This surprises me too. I thought I'd given it up. Lately, however, I've been longing to return to teaching. For the past year I've been spending most of my time coaching scholars to become better writers. My contact with university students has been in the form special appearances to talk in general terms about "how to write". Writing will of course be an important component of any class I might teach, but there appears to be a part of me that also wants to actually impart knowledge to others. I want to teach something I know, not just show people how to do something.
This raises the vexing question: what do I actually know something about? I've got a certain facility with the form of scholarship, but what have I got to offer in the way of content? It's important to keep in mind that I don't just want to teach things I think I know something about, like philosophy and poetry, which I blog confidently about as an amateur at the Pangrammaticon, but which I've never made a serious scholarly contribution to. I want to teach a class I'm qualified to teach. There are two options:
1. The philosophy of science, sociology of knowledge, or science and technology studies. I got my training in these fields but never got around to doing much original research in them. I once taught what I thought was a brilliant course centered on Kuhn's Structure of Scientific Revolutions and Michel Foucault's Archaeology of Knowledge. I tried to teach the students how to actually account for a research area (their own), first, as a "paradigm" (or "disciplinary matrix") and, second, as a "discourse" (or "discursive formation"). This meant mastering the four "elements" of each "doctrine": symbolic generalizations, metaphysical models, exemplars and values for Kuhn, and objects, concepts, enunciative modalities and strategies for Foucault. Turning these epistemological categories into descriptive tasks was, as I recall, invigorating work.
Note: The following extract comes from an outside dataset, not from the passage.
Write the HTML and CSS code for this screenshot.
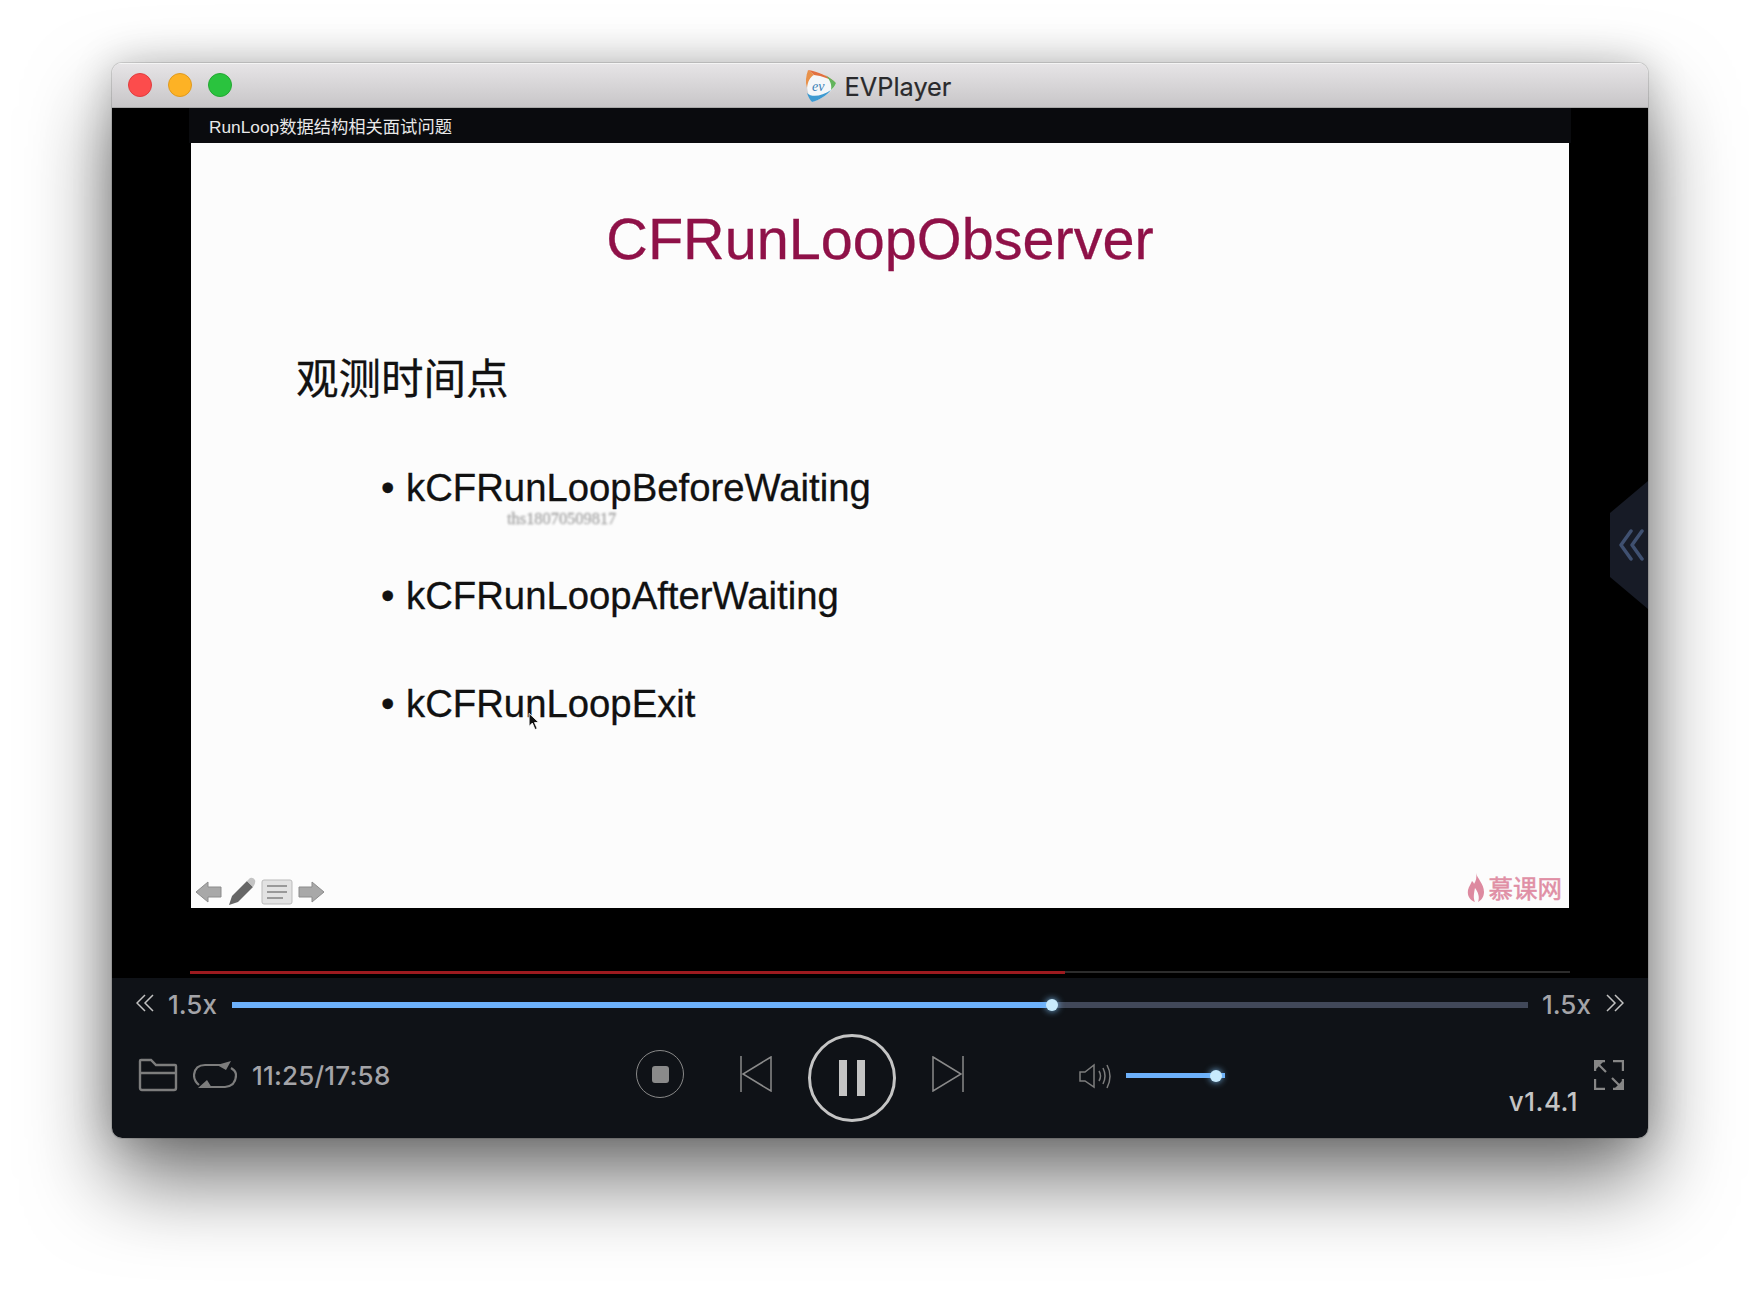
FILE: index.html
```html
<!DOCTYPE html>
<html lang="zh">
<head>
  <meta charset="UTF-8">
  <title>EVPlayer</title>
  <link rel="stylesheet" href="styles.css">
</head>
<body>
  <div class="window">
    <header class="titlebar">
      <div class="lights">
        <span class="light red"></span>
        <span class="light yellow"></span>
        <span class="light green"></span>
      </div>
      <div class="app-name">
        <svg class="app-logo" viewBox="0 0 32 34">
          <path d="M3 1 C11 2 24 7 31 14 C29 21 18 30 7 33 C2 26 0 10 3 1Z" fill="#f4f7f9"/>
          <path d="M3 1 C1 7 0 13 2 19 C3 12 5 8 9 6 C7 4 5 2 3 1Z" fill="#e8914a"/>
          <path d="M3 1 C11 2 24 7 31 14 C26 10 17 7 9 6 C7 4 5 2 3 1Z" fill="#e2703f"/>
          <path d="M20 6 C24 8 28 11 31 14 C30 17 28 19 26 21 C27 16 25 10 20 6Z" fill="#63b45c"/>
          <path d="M2 24 C7 29 17 27 26 21 C21 27 14 31 7 33 C5 31 3 27 2 24Z" fill="#3d9ad1"/>
          <text class="logo-mark" x="7" y="22">ev</text>
        </svg>
        <span>EVPlayer</span>
      </div>
    </header>

    <section class="stage">
      <div class="screen">
        <div class="screen-title">RunLoop数据结构相关面试问题</div>
        <div class="slide">
          <h1 class="slide-heading">CFRunLoopObserver</h1>
          <h2 class="slide-sub">观测时间点</h2>
          <ul class="slide-list">
            <li>kCFRunLoopBeforeWaiting</li>
            <li>kCFRunLoopAfterWaiting</li>
            <li>kCFRunLoopExit</li>
          </ul>
          <span class="watermark">ths18070509817</span>
          <svg class="cursor" viewBox="0 0 12 18">
            <path d="M1 1 L1 13 L4 10 L6.500 16 L8.500 15 L6 9.500 L10 9.500Z" fill="#111" stroke="#fff" stroke-width="0.800"/>
          </svg>
          <div class="slide-tools">
            <svg class="tool" width="28" height="24" viewBox="0 0 28 24">
              <path d="M1 12 L13 2 L13 7 L26 7 L26 17 L13 17 L13 22Z" fill="#a8a8a8" stroke="#8c8c8c"/>
            </svg>
            <svg class="tool" width="30" height="30" viewBox="0 0 30 30">
              <path d="M2 28 L5 19 L20 4 L26 10 L11 25Z" fill="#666"/>
              <path d="M20 4 L23 1 Q26 0 28 3 Q29 6 26 10Z" fill="#c4c4c4"/>
            </svg>
            <svg class="tool" width="32" height="26" viewBox="0 0 32 26">
              <rect x="1" y="1" width="30" height="24" rx="2" fill="#e2e2e2" stroke="#bbb"/>
              <path d="M6 7 H26 M6 13 H26 M6 19 H22" stroke="#999" stroke-width="2"/>
            </svg>
            <svg class="tool" width="28" height="24" viewBox="0 0 28 24">
              <path d="M27 12 L15 2 L15 7 L2 7 L2 17 L15 17 L15 22Z" fill="#a8a8a8" stroke="#8c8c8c"/>
            </svg>
          </div>
          <div class="slide-brand">
            <svg width="18" height="29" viewBox="0 0 18 29">
              <path d="M9 0 C10 5 17 11 17 19 C17 25 13 28 11 29 C13 24 11 19 8 15 C7 20 6 25 8 29 C3 27 0 23 1 17 C2 13 4 11 5 8 C6 9 7 10 7 11 C9 8 10 4 9 0Z" fill="#dd8aa0"/>
            </svg>
            <span>慕课网</span>
          </div>
        </div>
      </div>
      <div class="side-tab">
        <svg width="26" height="32" viewBox="0 0 26 32">
          <path d="M13 2 L3 16 L13 30 M24 2 L14 16 L24 30" fill="none" stroke="#3f5070" stroke-width="3.500" stroke-linecap="round" stroke-linejoin="round"/>
        </svg>
      </div>
      <div class="red-progress"><div class="red-fill"></div></div>
    </section>

    <section class="controls">
      <div class="speed-row">
        <svg class="chev" width="18" height="18" viewBox="0 0 18 18">
          <path d="M9 1 L1 9 L9 17 M17 1 L9 9 L17 17" fill="none" stroke="#c2c2c2" stroke-width="1.500"/>
        </svg>
        <span class="speed-label">1.5x</span>
        <div class="seek">
          <div class="seek-fill"><span class="knob"></span></div>
        </div>
        <span class="speed-label speed-right">1.5x</span>
        <svg class="chev" width="18" height="18" viewBox="0 0 18 18">
          <path d="M1 1 L9 9 L1 17 M9 1 L17 9 L9 17" fill="none" stroke="#c2c2c2" stroke-width="1.500"/>
        </svg>
      </div>

      <div class="button-row">
        <div class="left-group">
          <svg width="40" height="34" viewBox="0 0 40 34">
            <path d="M2 30 V3 Q2 2 3 2 H13 L18 7 H37 Q38 7 38 8 V30 Q38 32 36 32 H4 Q2 32 2 30Z M2 15 H38" fill="none" stroke="#7d7d7d" stroke-width="2.400"/>
          </svg>
          <svg width="44" height="28" viewBox="0 0 44 28">
            <path d="M6 24 Q1 20 1 14 Q2 4 12 4 H28" fill="none" stroke="#7d7d7d" stroke-width="2.200"/>
            <path d="M15 26 H32 Q43 25 43 14 Q43 10 38 7" fill="none" stroke="#7d7d7d" stroke-width="2.200"/>
            <path d="M38 0 L24 4 L33 9Z M5 27 L19 27 L14 19Z" fill="#7d7d7d"/>
          </svg>
          <span class="time">11:25/17:58</span>
        </div>

        <div class="transport">
          <div class="stop-btn"><span class="stop-square"></span></div>
          <svg class="skip-prev" width="32" height="36" viewBox="0 0 32 36">
            <path d="M1 0 V36" stroke="#8a8a8a" stroke-width="1.500"/>
            <path d="M31 1 L3 18 L31 35Z" fill="none" stroke="#8a8a8a" stroke-width="1.500"/>
          </svg>
          <div class="pause-btn"><span class="pause-bar"></span><span class="pause-bar"></span></div>
          <svg class="skip-next" width="32" height="36" viewBox="0 0 32 36">
            <path d="M31 0 V36" stroke="#8a8a8a" stroke-width="1.500"/>
            <path d="M1 1 L29 18 L1 35Z" fill="none" stroke="#8a8a8a" stroke-width="1.500"/>
          </svg>
        </div>

        <div class="volume">
          <svg width="33" height="26" viewBox="0 0 33 26">
            <path d="M1 9 H6 L15 2 V24 L6 18 H1Z" fill="none" stroke="#7d7d7d" stroke-width="1.500"/>
            <path d="M20 8 Q23 13 20 18 M24 5 Q28 13 24 21 M28 2 Q34 13 28 25" fill="none" stroke="#7d7d7d" stroke-width="1.500"/>
          </svg>
          <div class="vol-track"><span class="knob vol-knob"></span></div>
        </div>

        <div class="right-group">
          <span class="version">v1.4.1</span>
          <svg class="fullscreen" width="30" height="30" viewBox="0 0 30 30">
            <path d="M1 11 V1 H11 M19 1 H29 V11 M1 19 V29 H11 M19 29 H29 V19" fill="none" stroke="#868686" stroke-width="2.400"/>
            <path d="M3 3 L12 12 M27 27 L18 18" stroke="#868686" stroke-width="2.200"/>
            <path d="M2 2 H9 L2 9Z M28 28 H21 L28 21Z" fill="#868686"/>
          </svg>
        </div>
      </div>
    </section>
  </div>
</body>
</html>
```

FILE: styles.css
```css
* {
  box-sizing: border-box;
}
body {
  margin: 0;
  padding: 63px 112px 0;
  height: 1298px;
  overflow: hidden;
  background: #fff;
  font-family: 'Inter', 'Noto Sans CJK SC', sans-serif;
}
.window {
  width: 1536px;
  height: 1075px;
  display: flex;
  flex-direction: column;
  border-radius: 10px;
  overflow: hidden;
  box-shadow: 0 0 0 1px rgba(0,0,0,0.12), 0 42px 84px rgba(0,0,0,0.55), 0 0 40px rgba(0,0,0,0.2);
}

/* title bar */
.titlebar {
  height: 45px;
  flex: none;
  position: relative;
  display: flex;
  align-items: center;
  justify-content: center;
  background: linear-gradient(#e6e4e6, #c8c6c8);
  border-top: 1px solid #f4f4f4;
  border-bottom: 1px solid #a8a8a8;
}
.lights {
  position: absolute;
  left: 16px;
  top: 9px;
  display: flex;
  gap: 16px;
}
.light {
  width: 24px;
  height: 24px;
  border-radius: 50%;
}
.red { background: #fc4c4c; border: 1px solid #df3d3f; }
.yellow { background: #fdb225; border: 1px solid #df9a1f; }
.green { background: #2ac33e; border: 1px solid #24a732; }
.app-name {
  display: flex;
  align-items: center;
  gap: 8px;
  padding: 2px 4px 0 0;
  font-size: 25.300px;
  color: #2a2a2c;
  -webkit-text-stroke: 0.200px #2a2a2c;
}
.app-logo {
  width: 32px;
  height: 34px;
  margin-top: -2px;
  -webkit-text-stroke: 0;
}
.logo-mark {
  font-family: 'Liberation Serif', serif;
  font-style: italic;
  font-size: 14px;
  fill: #3a7fb5;
}

/* video area */
.stage {
  flex: 1;
  position: relative;
  background: #000;
  padding: 0 77px;
}
.screen-title {
  height: 35px;
  padding-left: 20px;
  display: flex;
  align-items: center;
  background: #0a0b0e;
  color: #e8e8e8;
  font-family: 'Liberation Sans', 'Noto Sans CJK SC', sans-serif;
  font-size: 17.300px;
}
.slide {
  position: relative;
  height: 765px;
  margin: 0 2px;
  background: #fcfcfc;
  color: #111;
  font-family: 'Liberation Sans', 'Noto Sans CJK SC', sans-serif;
  -webkit-text-stroke: 0.300px currentColor;
}
.slide-heading {
  margin: 0;
  padding-top: 58px;
  text-align: center;
  font-size: 57.600px;
  line-height: 76px;
  font-weight: normal;
  color: #8f1148;
}
.slide-sub {
  margin: 73px 0 0 105px;
  font-size: 42.500px;
  line-height: 60px;
  font-weight: normal;
}
.slide-list {
  margin: 53px 0 0;
  padding: 0 0 0 190px;
  list-style: none;
  font-size: 38.300px;
  line-height: 50px;
}
.slide-list li {
  display: flex;
  margin-bottom: 58px;
}
.slide-list li::before {
  content: "•";
  width: 25px;
}
.watermark {
  position: absolute;
  left: 316px;
  top: 366px;
  font-family: 'Liberation Serif', serif;
  font-size: 16.400px;
  color: #a4a4a4;
  filter: blur(0.8px);
}
.cursor {
  position: absolute;
  left: 337px;
  top: 569px;
  width: 13px;
  height: 20px;
}
.slide-tools {
  position: absolute;
  left: 4px;
  bottom: 1px;
  display: flex;
  align-items: center;
  gap: 4px;
}
.slide-brand {
  position: absolute;
  right: 7px;
  bottom: 3px;
  display: flex;
  align-items: center;
  gap: 4px;
  color: #e08fa5;
  font-size: 24.500px;
  font-weight: normal;
  -webkit-text-stroke: 0.500px #e08fa5;
}
.side-tab {
  position: absolute;
  right: 0;
  top: 373px;
  width: 38px;
  height: 128px;
  display: flex;
  align-items: center;
  justify-content: center;
  padding-left: 4px;
  background: #171b26;
  clip-path: polygon(100% 0, 100% 100%, 0 75%, 0 25%);
}
.red-progress {
  position: absolute;
  left: 78px;
  right: 78px;
  bottom: 5px;
  height: 2px;
  background: #2c2c2c;
}
.red-fill {
  width: 63.400%;
  height: 3px;
  background: #9c1a1f;
}

/* controls */
.controls {
  flex: none;
  height: 160px;
  background: #0f1217;
  padding: 16px 24px 0;
}
.speed-row {
  display: flex;
  align-items: center;
  gap: 14px;
  height: 22px;
}
.chev {
  margin-bottom: 4px;
}
.speed-label {
  width: 48px;
  margin-bottom: 2px;
  font-size: 26px;
  font-weight: 500;
  white-space: nowrap;
  color: #a4a4a8;
}
.speed-right {
  margin-left: -2px;
  margin-right: 2px;
}
.seek {
  flex: 1;
  height: 6px;
  margin: 0 2px;
  background: #414859;
}
.seek-fill {
  position: relative;
  width: 63.300%;
  height: 100%;
  background: #6db1fb;
}
.knob {
  position: absolute;
  right: -6px;
  top: -3px;
  width: 12px;
  height: 12px;
  border-radius: 50%;
  background: #c8eafc;
  box-shadow: 0 0 7px #7fc0f5;
}
.button-row {
  display: flex;
  align-items: center;
  height: 88px;
  margin-top: 18px;
}
.left-group {
  display: flex;
  align-items: center;
  gap: 15px;
  width: 500px;
  padding: 0 0 6px 2px;
}
.time {
  font-size: 26px;
  font-weight: 500;
  letter-spacing: 0.200px;
  color: #a4a4a8;
}
.transport {
  display: flex;
  align-items: center;
}
.stop-btn {
  width: 48px;
  height: 48px;
  margin-bottom: 8px;
  border: 1px solid #888;
  border-radius: 50%;
  display: flex;
  align-items: center;
  justify-content: center;
}
.stop-square {
  width: 17px;
  height: 17px;
  border-radius: 3px;
  background: #8a8a8a;
}
.skip-prev {
  margin: 0 35px 8px 56px;
}
.pause-btn {
  width: 88px;
  height: 88px;
  margin-left: 1px;
  border: 3px solid #c4c4c4;
  border-radius: 50%;
  display: flex;
  align-items: center;
  justify-content: center;
  gap: 10px;
}
.pause-bar {
  width: 8px;
  height: 36px;
  background: #c4c4c4;
}
.skip-next {
  margin: 0 0 8px 36px;
}
.volume {
  display: flex;
  align-items: center;
  gap: 14px;
  margin-left: 115px;
  padding-bottom: 5px;
}
.vol-track {
  position: relative;
  width: 99px;
  height: 5px;
  background: #6db1fb;
}
.vol-knob {
  right: 3px;
  top: -3px;
}
.right-group {
  flex: 1;
  display: flex;
  align-items: center;
  justify-content: flex-end;
  gap: 16px;
  padding-bottom: 6px;
}
.version {
  font-size: 26px;
  font-weight: 500;
  letter-spacing: 0.500px;
  color: #c4c4c4;
  transform: translateY(26px);
}
```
2. Organizational sensemaking. Though I may perhaps come off as a scourge in this area, I really do believe that the sensemaking process is a crucial part of organization studies. I think I could do a good job of teaching Weick's ideas even though I'm very critical of his scholarly practices. Indeed, I'm critical of the scholarly standards of the entire field. Teaching students might be a way of raising those standards. I think it would be interesting, for example, to do a course centered on the Mann Gulch disaster. While I think Weick got it wrong, I'm sure his material (Norman Maclean's Young Men and Fire) is worthy of study. What sensemaking processes does it reveal? It would be fun to work through the case with students. What I would really enjoy, I think, is having the time to talk about the nitty-gritty details of what happened alongside the finer points of sensemaking theory, as well as considering alternative theories (e.g., Heidegger, Goffman, Schutz).
Like I say, I'm a bit surprised to feel this desire. Fortunately, I've got some time to think about it. I don't think I'll be in a position to do any teaching until at least after the summer.